Insights & Resources

Good Governance Is Built Before Pressure Arrives

Directors are often tested when conditions tighten — but governance quality is determined long before that moment. This article explains how boards can strengthen oversight, risk awareness and reporting structures before scrutiny begins

Boards are rarely judged during calm periods. They are judged when something goes wrong.

What often surprises directors is that regulators, lenders and stakeholders don’t just look at the decision that triggered the crisis. They look at the pattern of oversight that existed before it. Governance is assessed retrospectively, but it is built prospectively.

Many boards believe governance means reviewing financials each month and asking management a few questions. While important, this is only the surface layer. Effective oversight requires understanding how the business actually functions — where risk originates, how information flows and whether early warning signs would realistically reach the boardroom.

A common weakness is the assumption that management reporting alone equals visibility. Management reports performance. Governance reporting reveals exposure. The difference matters. A business can meet budget while risk quietly increases through customer concentration, compliance drift, tightening lender conditions or reliance on a small number of key staff.

Risk frameworks exist to make those exposures visible early.

A practical risk heatmap should not be a theoretical exercise prepared once a year. It should identify the handful of issues that could materially affect the business and assign ownership, monitoring triggers and escalation points. Directors don’t need to monitor everything — they need to monitor what could hurt the company quickly.

Board packs play a similar role. Their purpose is not to archive activity but to guide attention. When packs become long but directionless, meetings shift toward explanation rather than oversight. Directors end up clarifying past results instead of challenging future assumptions.

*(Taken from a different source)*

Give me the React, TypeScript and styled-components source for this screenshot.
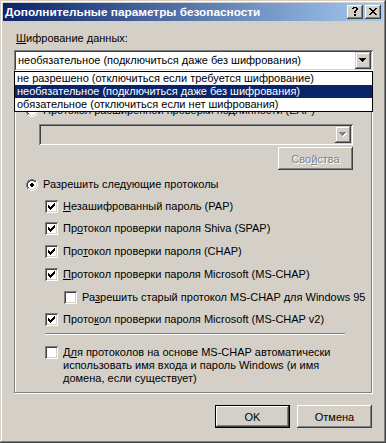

Strong reporting changes that dynamic. It highlights movement rather than volume. It explains why variances occurred, what management expects next, and what risks could interrupt that outlook. Most importantly, it gives directors the opportunity to intervene early, while choices still exist.

We often see that governance failures are not caused by a single missed issue. They arise when small signals appear across different areas but never combine into a clear picture. A minor covenant breach risk, a delayed audit, and increasing debtor days may seem unrelated individually. Together, they tell a very different story.

Director duties require more than attendance and review. They require reasonable steps to stay informed and to question assumptions. That becomes difficult if information is fragmented or overly technical. Clarity supports diligence.

At Wisdom Business Consultants, we help boards reshape reporting so that it reflects how directors actually make decisions. Fewer documents. Clearer signals. Defined risks. Structured discussions.

Good governance does not eliminate uncertainty. But it ensures directors are not surprised by it. Because the true purpose of oversight isn’t to explain a crisis afterwards — it is to recognise its approach early enough to change the outcome.